*** Available data ***
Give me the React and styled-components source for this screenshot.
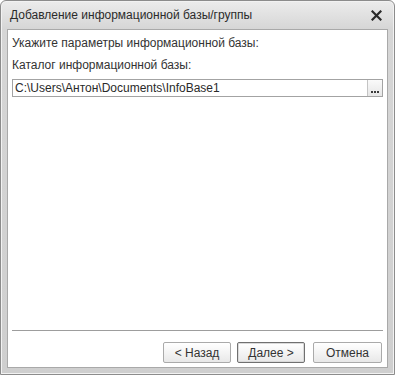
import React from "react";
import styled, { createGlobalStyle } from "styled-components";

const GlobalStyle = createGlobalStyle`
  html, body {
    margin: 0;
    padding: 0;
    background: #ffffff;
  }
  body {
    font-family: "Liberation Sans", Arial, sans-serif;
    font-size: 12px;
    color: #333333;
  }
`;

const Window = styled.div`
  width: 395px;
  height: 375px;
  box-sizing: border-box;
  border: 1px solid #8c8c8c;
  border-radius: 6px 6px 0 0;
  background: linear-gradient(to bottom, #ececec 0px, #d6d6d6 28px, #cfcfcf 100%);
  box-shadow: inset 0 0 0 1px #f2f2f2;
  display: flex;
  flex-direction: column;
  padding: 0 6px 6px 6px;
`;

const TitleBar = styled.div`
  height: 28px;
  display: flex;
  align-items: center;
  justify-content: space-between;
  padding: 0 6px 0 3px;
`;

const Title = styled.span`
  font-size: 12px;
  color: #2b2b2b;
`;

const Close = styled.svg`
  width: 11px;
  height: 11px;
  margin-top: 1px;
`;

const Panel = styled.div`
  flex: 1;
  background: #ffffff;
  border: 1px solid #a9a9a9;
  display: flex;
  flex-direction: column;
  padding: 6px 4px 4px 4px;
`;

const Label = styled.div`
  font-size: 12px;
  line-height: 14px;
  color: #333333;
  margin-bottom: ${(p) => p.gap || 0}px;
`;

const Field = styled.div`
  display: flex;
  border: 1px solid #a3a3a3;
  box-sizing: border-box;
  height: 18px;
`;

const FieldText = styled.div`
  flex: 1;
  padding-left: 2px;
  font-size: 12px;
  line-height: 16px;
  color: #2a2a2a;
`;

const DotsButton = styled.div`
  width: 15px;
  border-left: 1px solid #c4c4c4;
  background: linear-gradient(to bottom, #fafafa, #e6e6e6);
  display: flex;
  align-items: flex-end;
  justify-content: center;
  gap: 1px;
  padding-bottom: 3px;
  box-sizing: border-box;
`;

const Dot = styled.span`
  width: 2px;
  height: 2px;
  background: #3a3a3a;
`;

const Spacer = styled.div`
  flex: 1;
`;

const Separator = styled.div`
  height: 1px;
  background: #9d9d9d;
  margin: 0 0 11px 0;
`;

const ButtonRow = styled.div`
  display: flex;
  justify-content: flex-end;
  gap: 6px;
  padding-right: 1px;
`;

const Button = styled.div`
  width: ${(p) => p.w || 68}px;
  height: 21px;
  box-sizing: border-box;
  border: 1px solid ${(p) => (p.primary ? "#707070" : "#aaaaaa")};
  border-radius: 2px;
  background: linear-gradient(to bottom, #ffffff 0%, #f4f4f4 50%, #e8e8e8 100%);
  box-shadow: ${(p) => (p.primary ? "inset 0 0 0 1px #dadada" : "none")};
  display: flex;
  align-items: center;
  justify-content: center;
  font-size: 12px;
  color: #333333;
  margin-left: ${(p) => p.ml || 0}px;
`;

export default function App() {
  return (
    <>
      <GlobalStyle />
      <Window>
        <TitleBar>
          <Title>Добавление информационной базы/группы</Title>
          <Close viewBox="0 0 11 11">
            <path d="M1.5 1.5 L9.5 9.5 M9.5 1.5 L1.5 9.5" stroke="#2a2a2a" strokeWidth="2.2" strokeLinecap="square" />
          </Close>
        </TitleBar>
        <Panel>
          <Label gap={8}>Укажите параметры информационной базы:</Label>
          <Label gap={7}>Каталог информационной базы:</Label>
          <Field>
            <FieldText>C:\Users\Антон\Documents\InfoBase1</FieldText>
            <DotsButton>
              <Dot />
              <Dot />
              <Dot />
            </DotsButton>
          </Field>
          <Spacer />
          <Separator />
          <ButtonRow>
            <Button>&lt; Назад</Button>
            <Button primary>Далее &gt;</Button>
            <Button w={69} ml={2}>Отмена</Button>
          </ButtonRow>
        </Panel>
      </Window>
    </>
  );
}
***
## Exercise brief
Look for "React" and pull out every line that has it.

## Result of this task
Give me the React and styled-components source for this screenshot.
import React from "react";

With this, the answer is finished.